An additional benefit for mapping mechanics to grit is that higher Effect Dice are reached less often, but this can cut both ways. It might turn many conflicts into more attrition-based slogs than the faster-moving action of the core system. A statistical analysis of the core rules for Effect Dice against the “Degree of Success” conversion described herein would need to account for many variables–average pool sizes, relative frequency of the various dice types being in pools, etc. I have neither the training nor inclination to perform such analysis for my own end systems in Cortex, much less those you might formulate for your own games. There may need to be some trial and error here.
If you’re using one of the “Damage Track” mods from Part I of this series, you can address some of this with the length of the damage track. If using weapons that add to damage inflicted, you can further tune whether weapon selection or skill rolls are most important in determining the damage of an attack. Of course, if you’re willing to make things another step of fiddly, you could have particular weapons set the thresholds between Effect Dice results (or damage inflicted) for an interesting combination of weapon and skill as factor in end result.
Personally, I’d likely skip the d4 result, starting a “basic” result at the equivalent to a d6 Effect Die, with the step of the die increased according to the following degrees: “beating” the other roll by 1 or 2 is a d6 equivalent, by 3 or 4 is a d8 equivalent, by 5 or 6 is a d10 equivalent, and by 7+ is a d12 equivalent. If you don’t mind more complexity (and more “average” results on the whole), you could increase the range of each successive step (i.e. 1 or 2 would be d6, 3-5 would be d8, 6-9 would be d10, and 10+ would be d12).
In the core rules for Conflict (or the Action-Based Resolution mod), the advantage goes to the acting character, because the reacting character must beat the acting character’s result to be successful. Many “gritty” roleplaying systems (or at least RPG systems attempting to fall into the amorphous category of “gritty”), have ties go to the defender. It’s worth considering whether to use that approach or to keep the core Cortex approach that the acting character has the advantage. I don’t think there’s a right answer here, but because this ruling applies when things are down to the wire, I expect your players will recognize the difference, even if only intuitively.

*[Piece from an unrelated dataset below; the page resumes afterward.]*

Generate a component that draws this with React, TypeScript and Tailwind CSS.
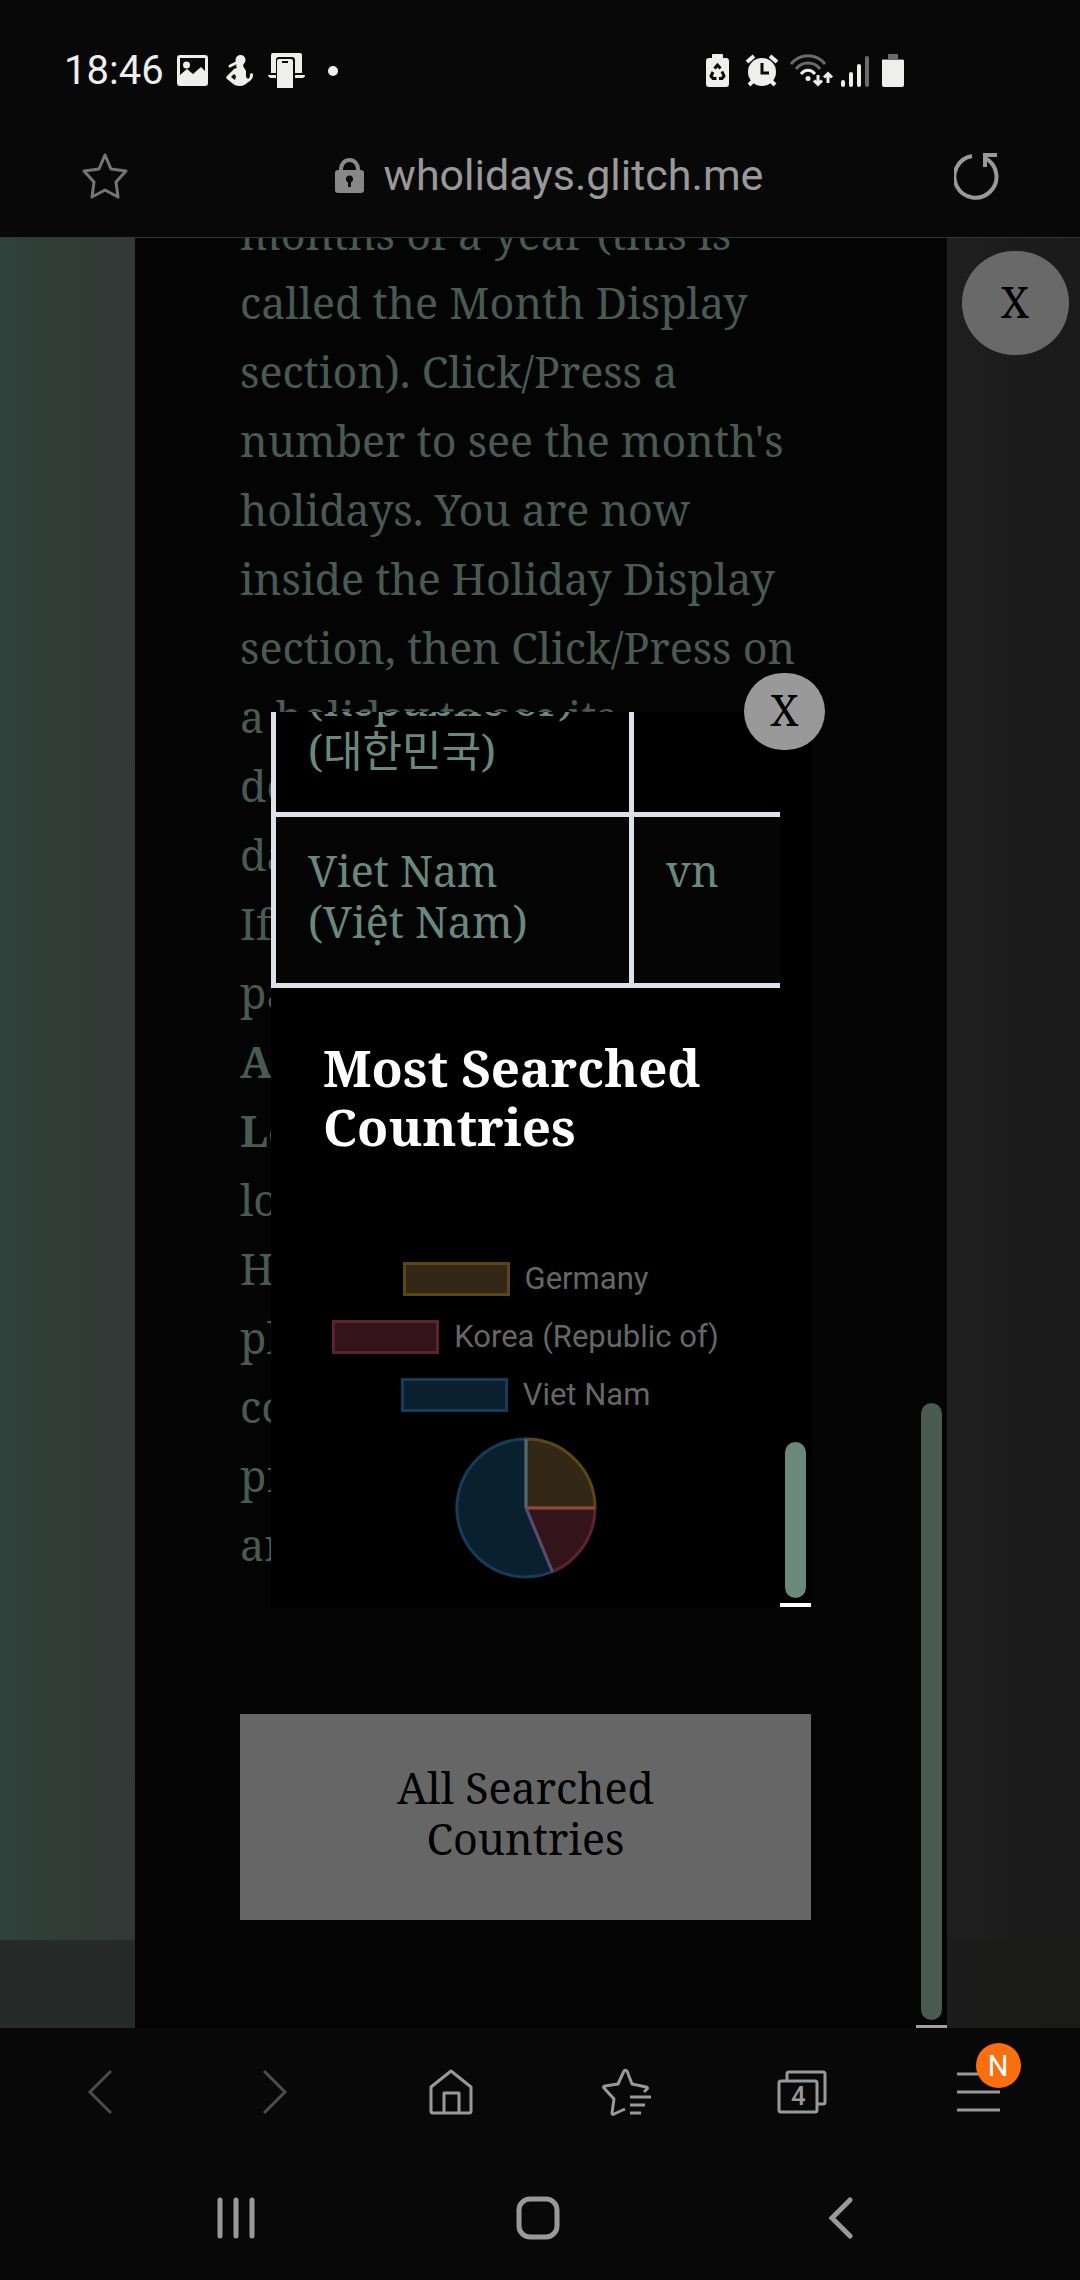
import type { ReactNode } from "react";

const SERIF = "font-['Noto_Serif','DejaVu_Serif_Condensed','DejaVu_Serif','Noto_Sans_CJK_KR',serif]";

function StatusBar() {
  return (
    <div className="flex h-[117px] shrink-0 items-center justify-between pt-6 pr-[176px] pl-[64px] text-[#eeeeec]">
      <div className="flex items-center">
        <time className="w-[113px] text-[40px] leading-none">18:46</time>
        <svg width="31" height="31" viewBox="0 0 31 31" aria-hidden="true">
          <path
            fill="currentColor"
            fillRule="evenodd"
            d="M3 0h25a3 3 0 0 1 3 3v25a3 3 0 0 1-3 3H3a3 3 0 0 1-3-3V3a3 3 0 0 1 3-3Zm0 3v17l7-6 6 5 8-7 4 4V3H3Z"
          />
          <circle cx="9.5" cy="10" r="3.5" fill="currentColor" />
        </svg>
        <svg className="ml-[18px]" width="28" height="31" viewBox="0 0 28 31" aria-hidden="true">
          <circle cx="14.500" cy="5" r="5" fill="currentColor" />
          <path
            fill="currentColor"
            d="M11 8h7l-1 3 3 5v6l2 2c2-1 2-3 2-5 1-1 3-1 3 1 0 4-3 6-6 8-2 2-4 3-7 3-4 0-6-1-8-3l-5-4c-1-1-1-2 0-3l6-6c1-1 2-2 4-2l-1-2Z"
          />
          <path fill="none" stroke="currentColor" strokeWidth="3" strokeLinecap="round" d="M4 11l6-3" />
          <path fill="#080808" d="M8 19l-3 3 4 3 1-4Z" />
        </svg>
        <svg className="ml-[14px]" width="37" height="35" viewBox="0 0 37 35" aria-hidden="true">
          <path
            fill="currentColor"
            d="M3 2a2 2 0 0 1 2-2h27a2 2 0 0 1 2 2v18h-7V7a3 3 0 0 0-3-3H11a3 3 0 0 0-3 3v13H3ZM0 22h8v3H3c-1 0-3-1-3-3ZM27 22h10c0 2-1 3-3 3h-7ZM9 8a2 2 0 0 1 2-2h12a2 2 0 0 1 2 2v27H9Z"
          />
          <path stroke="#080808" strokeWidth="2" d="M14 9h6" />
        </svg>
        <span className="ml-[23px] size-[10px] rounded-full bg-[#eeeeec]" />
      </div>
      <div className="flex items-center">
        <svg width="23" height="33" viewBox="0 0 23 33" aria-hidden="true">
          <path
            fill="currentColor"
            d="M6 1a1 1 0 0 1 1-1h9a1 1 0 0 1 1 1v3h3a3 3 0 0 1 3 3v23a3 3 0 0 1-3 3H3a3 3 0 0 1-3-3V7a3 3 0 0 1 3-3h3Z"
          />
          <path
            fill="none"
            stroke="#080808"
            strokeWidth="3"
            d="M8.500 14.500l3-3.500 3 3.500M16 17.500l2 4.500-2 2.500h-3M10.500 24.500H7L5 22l2-4"
          />
        </svg>
        <svg className="ml-4" width="34" height="33" viewBox="0 0 34 33" aria-hidden="true">
          <g stroke="currentColor" strokeWidth="4">
            <path d="M2 8l7-6M32 8l-7-6M8 27l-4 4M26 27l4 4" />
          </g>
          <circle cx="17" cy="18" r="14" fill="currentColor" />
          <path fill="none" stroke="#080808" strokeWidth="3" d="M17 9v10h7" />
        </svg>
        <svg className="ml-[11px]" width="43" height="33" viewBox="0 0 43 33" aria-hidden="true">
          <g fill="none" strokeWidth="3">
            <path stroke="#6b6b6b" d="M1 10C10-1 26-1 35 10M6 15c6-8 18-8 24 0" />
            <path stroke="currentColor" d="M11 20c4-5 10-5 14 0" />
          </g>
          <circle cx="18" cy="24.500" r="2.500" fill="currentColor" />
          <path
            fill="none"
            stroke="currentColor"
            strokeWidth="3"
            d="M28 21v9M24 26.500l4 4 4-4M38 29v-8M34 23.500l4-4 4 4"
          />
        </svg>
        <svg className="ml-2" width="28" height="32" viewBox="0 0 28 32" aria-hidden="true">
          <g strokeWidth="4" strokeLinecap="round">
            <path stroke="currentColor" d="M2 27v3M10 19v11M18 11v19" />
            <path stroke="#6b6b6b" d="M26 3v27" />
          </g>
        </svg>
        <svg className="ml-[13px]" width="22" height="33" viewBox="0 0 22 33" aria-hidden="true">
          <path fill="#6b6b6b" d="M6 0h10v5h5v2H0V5h6Z" />
          <path fill="currentColor" d="M0 6h22v25a2 2 0 0 1-2 2H2a2 2 0 0 1-2-2Z" />
        </svg>
      </div>
    </div>
  );
}

function AddressBar() {
  return (
    <div className="flex h-[121px] shrink-0 items-center justify-between border-b border-[#343434] pr-20 pb-[3px] pl-[82px] text-[#999999]">
      <button type="button" aria-label="Bookmark this page" className="text-[#747474]">
        <svg width="46" height="46" viewBox="0 0 46 46" fill="none" stroke="currentColor" strokeWidth="3" strokeLinejoin="round">
          <path d="M23 2l6 14 15 2-10 11 2 15-13-7-13 7 2-15L2 18l15-2Z" />
        </svg>
      </button>
      <div className="ml-4 flex items-center gap-5">
        <svg width="29" height="35" viewBox="0 0 29 35" className="text-[#888888]" aria-hidden="true">
          <path fill="none" stroke="currentColor" strokeWidth="4" d="M6 14v-3a8.500 9 0 0 1 17 0v3" />
          <rect y="12" width="29" height="23" rx="3" fill="currentColor" />
          <circle cx="14.500" cy="21" r="3.500" fill="#080808" />
          <path stroke="#080808" strokeWidth="3" d="M14.500 21v8" />
        </svg>
        <span className="text-[43px] leading-none">wholidays.glitch.me</span>
      </div>
      <button type="button" aria-label="Reload">
        <svg width="46" height="48" viewBox="0 0 46 48" fill="none" stroke="currentColor" strokeWidth="4">
          <path d="M18 4A21 21 0 1 0 31 6" />
          <path d="M43 3H31v12" />
        </svg>
      </button>
    </div>
  );
}

const instructions: { text: string; strong?: boolean }[] = [
  { text: "months of a year (this is" },
  { text: "called the Month Display" },
  { text: "section). Click/Press a" },
  { text: "number to see the month's" },
  { text: "holidays. You are now" },
  { text: "inside the Holiday Display" },
  { text: "section, then Click/Press on" },
  { text: "a holiday to see its" },
  { text: "description and the" },
  { text: "date of the holiday." },
  { text: "If you are on a" },
  { text: "page with the" },
  { text: "Automatic", strong: true },
  { text: "Location", strong: true },
  { text: "local country set," },
  { text: "Holidays of the" },
  { text: "place are shown" },
  { text: "countries can be" },
  { text: "pressed as they" },
  { text: "are listed." },
];

function InstructionsPanel() {
  return (
    <section className="flex min-w-0 flex-1 overflow-hidden bg-[#040404]">
      <div className="flex min-w-0 flex-1 flex-col justify-end px-[105px] pb-[108px]">
        <p className="shrink-0 text-[43px] leading-[69px] whitespace-nowrap text-[#485a52]">
          {instructions.map((line) => (
            <span key={line.text} className={line.strong ? "block font-bold" : "block"}>
              {line.text}
            </span>
          ))}
        </p>
        <button
          type="button"
          className="mt-[135px] shrink-0 bg-[#666666] px-[140px] pt-12 pb-14 text-[43px] leading-[51px] text-black"
        >
          All Searched Countries
        </button>
      </div>
      <div className="flex w-[31px] flex-col items-center justify-end border-b-[3px] border-[#a0a0a0] pb-[5px]">
        <span className="h-[617px] w-[21px] rounded-full bg-[#485a52]" />
      </div>
    </section>
  );
}

const countries = [
  { names: ["Korea", "(Republic of)", "(대한민국)"], code: "kr" },
  { names: ["Viet Nam", "(Việt Nam)"], code: "vn" },
];

const legend = [
  { label: "Germany", swatch: "border-[#5c4618] bg-[#332715]" },
  { label: "Korea (Republic of)", swatch: "border-[#5c2230] bg-[#33141a]" },
  { label: "Viet Nam", swatch: "border-[#153c58] bg-[#0a202e]" },
];

function PieChart() {
  return (
    <svg className="mt-[25px]" width="142" height="142" viewBox="-71 -71 142 142" role="img" aria-label="Most searched countries">
      <g strokeWidth="3">
        <path fill="#332715" stroke="#5c4618" d="M0 0V-69A69 69 0 0 1 69 0Z" />
        <path fill="#33141a" stroke="#5c2230" d="M0 0H69A69 69 0 0 1 26.400 63.700Z" />
        <path fill="#0a202e" stroke="#153c58" d="M0 0L26.400 63.700A69 69 0 1 1 0-69Z" />
        <path stroke="#8a4a3c" d="M0 0H69" />
        <path stroke="#56696a" d="M0 0V-69" />
        <path stroke="#594a70" d="M0 0L26.400 63.700" />
      </g>
    </svg>
  );
}

function CountriesDialog() {
  return (
    <div role="dialog" aria-label="All searched countries" className="absolute top-[474px] left-1/4 ml-px flex h-1/2 w-1/2 bg-black">
      <div className="flex min-w-0 flex-1 flex-col justify-end overflow-hidden pb-7">
        <table className="w-full shrink-0 table-fixed border-separate border-spacing-0 border-b-[5px] border-l-[5px] border-[#dfe1e8] text-left text-[43px] leading-[51px] text-[#6b887c]">
          <tbody>
            {countries.map((country) => (
              <tr key={country.code} className="align-top even:bg-[#040404]">
                <td className="w-[358px] border-t-[5px] border-r-[5px] border-[#dfe1e8] px-8 pt-7 pb-9">
                  {country.names.map((name) => (
                    <span key={name} className="block whitespace-nowrap">
                      {name}
                    </span>
                  ))}
                </td>
                <td className="border-t-[5px] border-[#dfe1e8] px-8 pt-7 pb-9">{country.code}</td>
              </tr>
            ))}
          </tbody>
        </table>
        <h2 className="mt-[50px] shrink-0 px-[52px] text-[51px] leading-[59px] font-bold text-white">
          Most Searched Countries
        </h2>
        <div className="mt-[106px] flex shrink-0 flex-col items-center font-[Roboto,sans-serif]">
          <ul className="flex flex-col items-center gap-6 text-[31px] leading-[34px] text-[#666666]">
            {legend.map((item) => (
              <li key={item.label} className="flex gap-[15px]">
                <span className={`w-[107px] border-[3px] ${item.swatch}`} />
                {item.label}
              </li>
            ))}
          </ul>
          <PieChart />
        </div>
      </div>
      <div className="flex w-[31px] flex-col items-center justify-end border-b-4 border-white pb-[5px]">
        <span className="h-[156px] w-[21px] rounded-full bg-[#6b887c]" />
      </div>
      <button
        type="button"
        aria-label="Close dialog"
        className="absolute -top-[39px] -right-[14px] h-[77px] w-[81px] rounded-full bg-[#999999] pb-1 text-[43px] leading-none text-black"
      >
        X
      </button>
    </div>
  );
}

function ToolButton({ label, dim, children }: { label: string; dim?: boolean; children: ReactNode }) {
  return (
    <button type="button" aria-label={label} className={dim ? "flex justify-center text-[#4c4c4c]" : "flex justify-center text-[#999999]"}>
      {children}
    </button>
  );
}

function BrowserToolbar() {
  return (
    <nav aria-label="Browser" className="grid h-32 shrink-0 grid-cols-6 items-center pr-[14px] pl-3">
      <ToolButton label="Back" dim>
        <svg width="26" height="46" viewBox="0 0 26 46" fill="none" stroke="currentColor" strokeWidth="3">
          <path d="M24 2L3 23l21 21" />
        </svg>
      </ToolButton>
      <ToolButton label="Forward" dim>
        <svg width="26" height="46" viewBox="0 0 26 46" fill="none" stroke="currentColor" strokeWidth="3">
          <path d="M2 2l21 21L2 44" />
        </svg>
      </ToolButton>
      <ToolButton label="Home">
        <svg width="46" height="46" viewBox="0 0 46 46" fill="none" stroke="currentColor" strokeWidth="3" strokeLinejoin="round">
          <path d="M3 18L23 2l20 16v24a2 2 0 0 1-2 2H5a2 2 0 0 1-2-2Z" />
          <path d="M16 44V24h15v20" />
        </svg>
      </ToolButton>
      <ToolButton label="Bookmarks">
        <svg width="50" height="48" viewBox="0 0 50 48" fill="none" stroke="currentColor" strokeWidth="3" strokeLinejoin="round">
          <path d="M42 24l3-3c1-1 0-2-1-2l-14-3-5-13c-1-1-2-1-3 0l-6 13-13 2c-1 0-2 1-1 2l10 11-2 14c0 1 1 2 2 1l11-5" />
          <path d="M28 29h21M28 37h15M28 45h11" />
        </svg>
      </ToolButton>
      <ToolButton label="4 open tabs">
        <span className="relative flex">
          <svg width="50" height="44" viewBox="0 0 50 44" fill="none" stroke="currentColor" strokeWidth="3">
            <rect x="2" y="11" width="38" height="31" rx="2" />
            <path d="M10 11V4a2 2 0 0 1 2-2h34a2 2 0 0 1 2 2v28a2 2 0 0 1-2 2h-6" />
          </svg>
          <span className="absolute top-[9px] left-0 w-[42px] text-center text-[26px] leading-[34px] font-medium">4</span>
        </span>
      </ToolButton>
      <ToolButton label="Menu">
        <span className="relative flex">
          <svg width="43" height="42" viewBox="0 0 43 42" stroke="currentColor" strokeWidth="3">
            <path d="M0 3h43M0 21h43M0 39h43" />
          </svg>
          <span className="absolute -top-7 -right-[21px] size-[45px] rounded-full bg-[#f96f10] text-center text-[29px] leading-[47px] text-white">
            N
          </span>
        </span>
      </ToolButton>
    </nav>
  );
}

function SystemNav() {
  return (
    <nav aria-label="System" className="grid h-[124px] shrink-0 grid-cols-3 items-center pr-[88px] pl-[85px]">
      <ToolButton label="Recent apps">
        <svg width="38" height="42" viewBox="0 0 38 42" stroke="currentColor" strokeWidth="5" strokeLinecap="round">
          <path d="M3 3v36M19 3v36M35 3v36" />
        </svg>
      </ToolButton>
      <ToolButton label="Home screen">
        <svg width="44" height="44" viewBox="0 0 44 44" fill="none" stroke="currentColor" strokeWidth="5">
          <rect x="3" y="3" width="38" height="38" rx="11" />
        </svg>
      </ToolButton>
      <ToolButton label="Go back">
        <svg width="26" height="42" viewBox="0 0 26 42" fill="none" stroke="currentColor" strokeWidth="5" strokeLinecap="round">
          <path d="M22 3L4 21l18 18" />
        </svg>
      </ToolButton>
    </nav>
  );
}

export default function App() {
  return (
    <div className="flex h-screen flex-col bg-[#080808] font-[Roboto,sans-serif]">
      <header>
        <StatusBar />
        <AddressBar />
      </header>
      <main className={`relative flex min-h-0 flex-1 ${SERIF}`}>
        <div className="flex w-1/8 flex-col">
          <div className="flex-1 bg-linear-to-r from-[#30403a] via-[#303d37] to-[#323836]" />
          <div className="h-[88px] bg-[#262a28]" />
        </div>
        <InstructionsPanel />
        <div className="flex w-[133px] flex-col">
          <div className="flex flex-1 justify-center bg-linear-to-r from-[#1f1f1f] to-[#1a1a1a] pt-[13px]">
            <button
              type="button"
              aria-label="Close instructions"
              className="ml-[3px] h-[104px] w-[107px] rounded-full bg-[#696969] pb-1 text-[43px] leading-none text-black"
            >
              X
            </button>
          </div>
          <div className="h-[88px] bg-linear-to-r from-[#1c1c1c] to-[#1a1a18]" />
        </div>
        <CountriesDialog />
      </main>
      <footer>
        <BrowserToolbar />
        <SystemNav />
      </footer>
    </div>
  );
}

Another effect of this system is that certain “dice tricks” available with the use of Plot Points or SFX collapse into one another. For instance, the ability the add a third die to your total would now both increase your chance of success and your degree of success (whereas, under the normal rules, adding a third die to your total would make that die unavailable to be used as an Effect Die).
Limited Dice Pools
Under the core Cortex Prime rules, a character may add one die to their pool from each applicable Trait category (with some additional judgment necessary for Signature Assets and similar Traits, where having a rating within that general Trait category does not mean that it will be universally applicable). But what if they can’t? What if a character can only use a maximum of four dice in a dice pool, even if there are five Traits that might contribute a die? If this only applies to characters (players or NPCs) but not opposition rolls from other sources, this allows a great deal more fine tuning of difficulties (again, with the complexity of statistics for the Cortex Prime system, the exact steps of granularity added by such a measure is not exactly known, but we can generally surmise the difference between adding an additional d10 versus adding 2d6 to the pool–assuming we’re still only talking about using the two highest-rolling dice for the result).
To best jibe with the way the Cortex Prime system works, dice that fall outside of the character’s innate Traits should not apply to the limit–essentially, an Asset (other than a Signature Asset), an opposing character’s Complication or Condition, etc.–don’t count.
This idea also creates a new space for Traits, SFX, or Plot Point expenditures that break the rule. The ability to spend a Plot Point to add a die to the pool over the normal limit of dice should, of course, be added. Certain Trait sets, if they apply, may not count toward the dice limit for the pool–this is a great way to put added emphasis on a particular Trait set–accentuating Signature Assets, Powers, or Abilities, for instance. For a more limited version of the preceding, consider an SFX with a non-Plot-Point cost as permission to add the die to the pool regardless of the limit. I’ll be working on a post with an approach to modeling human augmentation in Cortex Prime in the near future; it will include some examples of employing these ideas for breaking the Limited Pool Rule.
This mod, I believe, also adds additional power to having higher-stepped dice in a rating. Not only does a d12 increase the total result you might reach, but it brings up the average result as well–something that you can do by adding multiple dice of a lower step when there is no limit on the pool.
This mod works only with the Limited Pool mod above, and it’s something that I’m still wrapping my head around, so it will likely be expanded in a future post. For now, I’m just going to mention it. The idea, in general, is to create situations in which a character must accept a d4 in their (limited) dice pool. Part of determining the ultimate usefulness of this approach is finding a reason to use this method rather than the normal methods for adding disadvantages and negative conditions to the opposing pool.
Where I’m currently thinking through using this idea is where certain conditions precedent must be satisfied to undertake a particular action at full effectiveness–a character can still take the action without having first (or simultaneously) satisfied those conditions, but they must accept a “Forced Die,” a d4 added to the pool that counts toward their Pool Limit, to do so. This could be employed for taking simultaneous actions during conflict (the “multiple-action” penalty used in other games) if relevant to the way you track initiative and your action economy. It may also be used to accentuate certain conditions from the “run-of-the-mill” conditions represented by Complications.
As I mentioned at the top, I’m working on a full set of mods for Cortex Prime to run games set in Avar Narn. I’m sure there will be additional posts on this subject and others related to that ruleset on the blog soon (with the referenced post about human augmentations first among them).